begin Dataset extract

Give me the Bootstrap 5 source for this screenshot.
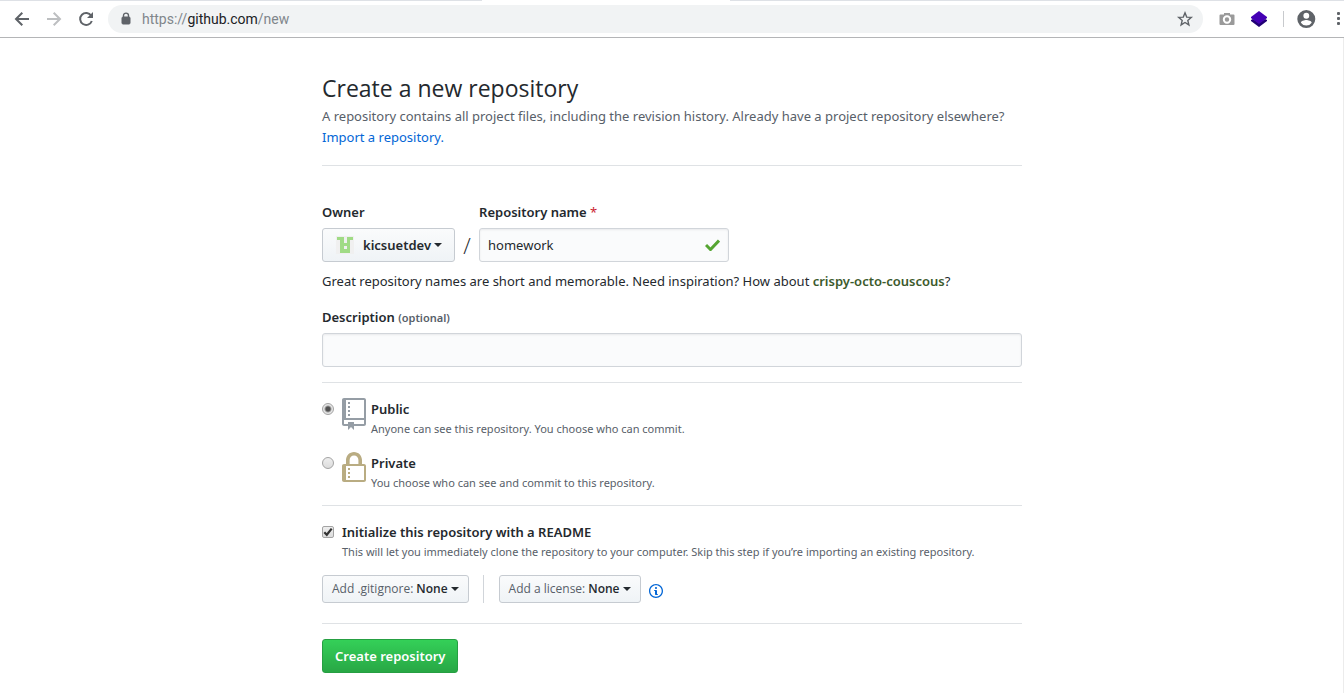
<!DOCTYPE html>
<html lang="en">
<head>
<meta charset="utf-8">
<meta name="viewport" content="width=device-width, initial-scale=1">
<title>Create a new repository</title>
<link rel="stylesheet" href="https://cdn.jsdelivr.net/npm/bootstrap@5.3.0/dist/css/bootstrap.min.css">
<style>
body { font: 13px/21px "Noto Sans", "Open Sans", sans-serif; color: #24292e; background: #fff; }
.toolbar { height: 37px; border-bottom: 1px solid #b4b5b7; padding: 0 0 0 14px; }
.tabstrip { height: 1px; }
.tabstrip span { background: #dee1e6; }
.tab-left { width: 482px; }
.tab-active { width: 248px; background: #fff !important; }
.tool-btn { border: 0; background: none; padding: 0; width: 16px; height: 16px; line-height: 0; color: #5f6368; }
.tool-btn svg { display: block; overflow: visible; }
.tool-menu { width: 8px; }
.nav-btns { gap: 16px; margin-right: 14px; }
.omnibox { height: 28px; border-radius: 14px; background: #f1f3f4; padding: 0 10px 0 13px; }
.url-box { font-family: Roboto, sans-serif; font-size: 14px; line-height: 20px; color: #80868b; margin-left: 11px; }
.url-box b { font-weight: 400; color: #202124; }
.tool-sep { width: 1px; height: 16px; background: #c8cacd; }
.page-body { border-right: 1px solid #ececec; padding: 32px 0 20px 1px; }
.sheet { max-width: 700px; }
h1 { font: 400 23px/36px "Open Sans", "Noto Sans", sans-serif; margin: 0; }
.subhead { color: #586069; margin: 0 0 17px; }
a { color: #0366d6; text-decoration: none; }
.rule { border: 0; border-top: 1px solid #dfe2e5; opacity: 1; margin: 15px 0; }
.fw-label { font-weight: 600; }
.field-label { font-weight: 600; display: block; margin-bottom: 5px; }
.owner-row { margin-top: 36px; }
.suggestion { margin: 9px 0 15px; }
.btn-gh { height: 34px; display: flex; align-items: center; font-size: 13px; line-height: 20px; font-weight: 600; padding: 0 12px; border: 1px solid #c6cbd1; border-radius: 3px; color: #24292e; background: linear-gradient(#fafbfc, #eff3f6); white-space: nowrap; }
.btn-small { height: 28px; font-family: "Open Sans", sans-serif; font-size: 12px; padding: 0 9px; }
.btn-small span { font-weight: 400; color: #586069; margin-right: 3px; }
.btn-gh::after { margin-left: 3px; border-top-width: 4px; border-left-width: 4px; border-right-width: 4px; }
.btn-create { color: #fff; border-color: #269f42; background: linear-gradient(#34d058, #28a745); }
.avatar-pic { width: 20px; height: 20px; margin-right: 8px; }
.gh-input { height: 34px; font-size: 13px; line-height: 20px; padding: 6px 8px; color: #24292e; background: #fafbfc; border: 1px solid #d1d5da; border-radius: 3px; box-shadow: inset 0 1px 2px rgba(27,31,35,.075); }
.slash { font: 300 22px/34px "Open Sans", sans-serif; width: 24px; color: #24292e; text-align: center; }
.name-box { width: 250px; }
.name-box svg { right: 9px; top: 11px; }
.hint { font-size: 11px; line-height: 18px; color: #586069; }
.option-row { margin-bottom: 14px; }
.option-row + .rule { margin-top: -1px; }
.option-text { padding-top: 1px; }
.tick { appearance: none; flex: none; width: 12px; height: 12px; margin: 5px 8px 0 0; border: 1px solid #a3a3a3; background: linear-gradient(#eee, #dcdcdc); }
.tick[type=radio] { border-radius: 50%; }
.tick[type=radio]:checked { background: radial-gradient(circle, #505050 0 2px, #e6e6e6 4px); }
.tick[type=checkbox] { border-radius: 2px; background: url("data:image/svg+xml,%3Csvg xmlns='http://www.w3.org/2000/svg' viewBox='0 0 10 10'%3E%3Cpath d='M1.3 5.2 3.8 7.8 8.7 1.6' fill='none' stroke='%23333' stroke-width='2.2'/%3E%3C/svg%3E") center / 10px, linear-gradient(#eee, #dcdcdc); }
.choice-icon { flex: none; margin-right: 5px; }
.split { width: 1px; height: 28px; background: #d1d5da; margin: 0 15px 0 14px; }
.last-rule { margin-top: 20px; }
</style>
</head>
<body>
<div class="tabstrip d-flex"><span class="tab-left"></span><span class="tab-active"></span><span class="flex-grow-1"></span></div>
<nav class="toolbar d-flex align-items-center" aria-label="Browser">
  <div class="nav-btns d-flex">
    <button class="tool-btn" aria-label="Back"><svg width="16" height="16" fill="none" stroke="currentColor" stroke-width="2"><path d="M15 8H2M8.3 1.7 2 8l6.3 6.3"/></svg></button>
    <button class="tool-btn" aria-label="Forward"><svg width="16" height="16" fill="none" stroke="#bdbfc1" stroke-width="2"><path d="M1 8h13M7.7 1.7 14 8l-6.3 6.3"/></svg></button>
    <button class="tool-btn" aria-label="Reload"><svg width="16" height="16"><path d="M13.2 4.7A6 6 0 1 0 13.8 10" fill="none" stroke="currentColor" stroke-width="2"/><path d="M15 1v6H9z" fill="currentColor"/></svg></button>
  </div>
  <div class="omnibox d-flex align-items-center flex-grow-1">
    <svg width="10" height="14"><path d="M2.500 6V3.600a2.500 2.500 0 0 1 5 0V6" fill="none" stroke="#5f6368" stroke-width="1.400"/><rect x="1" y="5" width="8" height="7" rx="1" fill="#5f6368" stroke="#5f6368"/></svg>
    <div class="url-box flex-grow-1">https://<b>github.com</b>/new</div>
    <button class="tool-btn" aria-label="Bookmark"><svg width="16" height="16"><path d="m8 1.800 1.700 4.300 4.600.3-3.500 3 1.100 4.500L8 11.500l-3.900 2.400 1.100-4.500-3.500-3 4.600-.3z" fill="none" stroke="currentColor" stroke-width="1.400"/></svg></button>
  </div>
  <div class="d-flex align-items-center gap-3 ms-3">
    <button class="tool-btn" aria-label="Capture"><svg width="16" height="16"><path fill="#9a9a9a" d="M5 3V2h6v1.500h3.500q1 0 1 1V13q0 1-1 1h-13q-1 0-1-1V4.500q0-1 1-1H5z"/><circle cx="8" cy="8.500" r="3.200" fill="none" stroke="#fff" stroke-width="2"/></svg></button>
    <button class="tool-btn" aria-label="Layers"><svg width="16" height="16"><path fill="#220075" d="m0 9 2-1 6 4 6-4 2 1v1l-8 6-8-6z"/><path fill="#4400b4" d="m8 0 8 6v1l-8 6-8-6V6z"/></svg></button>
    <div class="tool-sep"></div>
    <button class="tool-btn me-1" aria-label="Profile"><svg width="18" height="18" viewBox="5 3 20 20"><path fill="currentColor" d="M12 2a10 10 0 1 0 0 20 10 10 0 0 0 0-20zm0 3a3 3 0 1 1 0 6.500A3 3 0 0 1 12 5zm0 14.200a7.200 7.200 0 0 1-6-3.200c0-2 4-3.100 6-3.100s6 1.100 6 3.100a7.200 7.200 0 0 1-6 3.200z"/></svg></button>
    <button class="tool-btn tool-menu" aria-label="Menu"><svg width="8" height="16" fill="currentColor"><rect x="1" y="1" width="3" height="3" rx="1"/><rect x="1" y="6" width="3" height="3" rx="1"/><rect x="1" y="11" width="3" height="3" rx="1"/></svg></button>
  </div>
</nav>

<main class="page-body">
  <form class="sheet mx-auto">
    <h1>Create a new repository</h1>
    <p class="subhead">A repository contains all project files, including the revision history. Already have a project repository elsewhere? <a class="d-table" href="#">Import a repository.</a></p>
    <hr class="rule">

    <div class="owner-row d-flex align-items-end">
      <div>
        <label class="field-label" for="owner">Owner</label>
        <button type="button" id="owner" class="btn btn-gh dropdown-toggle"><svg class="avatar-pic" viewBox="0 0 20 20"><path fill="#f0f0f0" d="M1 1h18v18H1z"/><path fill="#a0db85" fill-rule="evenodd" d="M2 2h7v6h3V2h6v3h-3v13H5V5H2zm7 9v3h3v-3z"/></svg>kicsuetdev</button>
      </div>
      <div class="slash">/</div>
      <div>
        <label class="field-label" for="repo-name">Repository name <span class="fw-normal" style="color:#cb2431">*</span></label>
        <div class="name-box position-relative">
          <input class="form-control gh-input" id="repo-name" type="text" value="homework">
          <svg class="position-absolute" width="15" height="12"><path d="m1 6 4.500 4.500L14 1.500" fill="none" stroke="#55a532" stroke-width="3"/></svg>
        </div>
      </div>
    </div>
    <p class="suggestion">Great repository names are short and memorable. Need inspiration? How about <strong class="fw-label" style="color:#3c5a2c">crispy-octo-couscous</strong>?</p>

    <label class="field-label" for="desc">Description <span class="hint">(optional)</span></label>
    <input class="form-control gh-input" id="desc" type="text">
    <hr class="rule">

    <div class="option-row d-flex">
      <input class="tick" type="radio" name="visibility" id="public" checked>
      <svg class="choice-icon" width="24" height="32" viewBox="0 0 12 16" fill="#959da5"><path d="M4 9H3V8h1v1zm0-3H3v1h1V6zm0-2H3v1h1V4zm0-2H3v1h1V2zm8-1v12c0 .55-.45 1-1 1H6v2l-1.500-1.500L3 16v-2H1c-.55 0-1-.45-1-1V1c0-.55.45-1 1-1h10c.55 0 1 .45 1 1zm-1 10H1v2h2v-1h3v1h5v-2zm0-10H2v9h9V1z"/></svg>
      <div class="option-text"><label class="fw-label d-block" for="public">Public</label><div class="hint">Anyone can see this repository. You choose who can commit.</div></div>
    </div>
    <div class="option-row d-flex">
      <input class="tick" type="radio" name="visibility" id="private">
      <svg class="choice-icon" width="24" height="32" viewBox="0 0 12 16" fill="#b9ac82"><path d="M4 13H3v-1h1v1zm8-6v7c0 .55-.45 1-1 1H1c-.55 0-1-.45-1-1V7c0-.55.45-1 1-1h1V4c0-2.200 1.800-4 4-4s4 1.800 4 4v2h1c.55 0 1 .45 1 1zM3.800 6h4.410V4c0-1.220-.98-2.200-2.200-2.200-1.220 0-2.200.98-2.200 2.200v2H3.800zM11 7H2v7h9V7zM4 8H3v1h1V8zm0 2H3v1h1v-1z"/></svg>
      <div class="option-text"><label class="fw-label d-block" for="private">Private</label><div class="hint">You choose who can see and commit to this repository.</div></div>
    </div>
    <hr class="rule">

    <div class="option-row d-flex">
      <input class="tick" type="checkbox" id="readme" checked>
      <div class="option-text"><label class="fw-label d-block" for="readme">Initialize this repository with a README</label><div class="hint">This will let you immediately clone the repository to your computer. Skip this step if you’re importing an existing repository.</div></div>
    </div>
    <div class="d-flex align-items-center">
      <button type="button" class="btn btn-gh btn-small dropdown-toggle"><span>Add .gitignore:</span> None</button>
      <div class="split"></div>
      <button type="button" class="btn btn-gh btn-small dropdown-toggle"><span>Add a license:</span> None</button>
      <a href="#" class="ms-2 pt-1 lh-1" aria-label="License help"><svg class="d-block" width="14" height="16" viewBox="0 0 14 16" fill="currentColor"><path d="M6.300 5.710a.942.942 0 0 1-.28-.7c0-.28.09-.52.28-.7.19-.18.42-.28.7-.28.28 0 .52.09.7.28.18.19.28.42.28.7 0 .28-.09.52-.28.7a1 1 0 0 1-.7.3c-.28 0-.52-.11-.7-.3zM8 8.010c-.02-.25-.11-.48-.31-.69-.2-.19-.42-.3-.69-.31H6c-.27.02-.48.13-.69.31-.2.2-.3.44-.31.69h1v3c.02.27.11.5.31.69.2.2.42.31.69.31h1c.27 0 .48-.11.69-.31.2-.19.3-.42.31-.69H8V8v.01zM7 2.320C3.860 2.320 1.300 4.860 1.300 8c0 3.140 2.560 5.700 5.700 5.700s5.700-2.550 5.700-5.700c0-3.150-2.560-5.690-5.700-5.690v.01zM7 1c3.860 0 7 3.140 7 7s-3.140 7-7 7-7-3.120-7-7 3.140-7 7-7z"/></svg></a>
    </div>
    <hr class="rule last-rule">
    <button type="submit" class="btn btn-gh btn-create">Create repository</button>
  </form>
</main>
<script src="https://cdn.jsdelivr.net/npm/bootstrap@5.3.0/dist/js/bootstrap.bundle.min.js"></script>
</body>
</html>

end Dataset extract

_Task_
Find each line holding the word "this" and copy it.

_Exercise solution_
Give me the Bootstrap 5 source for this screenshot.
      <div class="option-text"><label class="fw-label d-block" for="public">Public</label><div class="hint">Anyone can see this repository. You choose who can commit.</div></div>
      <div class="option-text"><label class="fw-label d-block" for="private">Private</label><div class="hint">You choose who can see and commit to this repository.</div></div>
      <div class="option-text"><label class="fw-label d-block" for="readme">Initialize this repository with a README</label><div class="hint">This will let you immediately clone the repository to your computer. Skip this step if you’re importing an existing repository.</div></div>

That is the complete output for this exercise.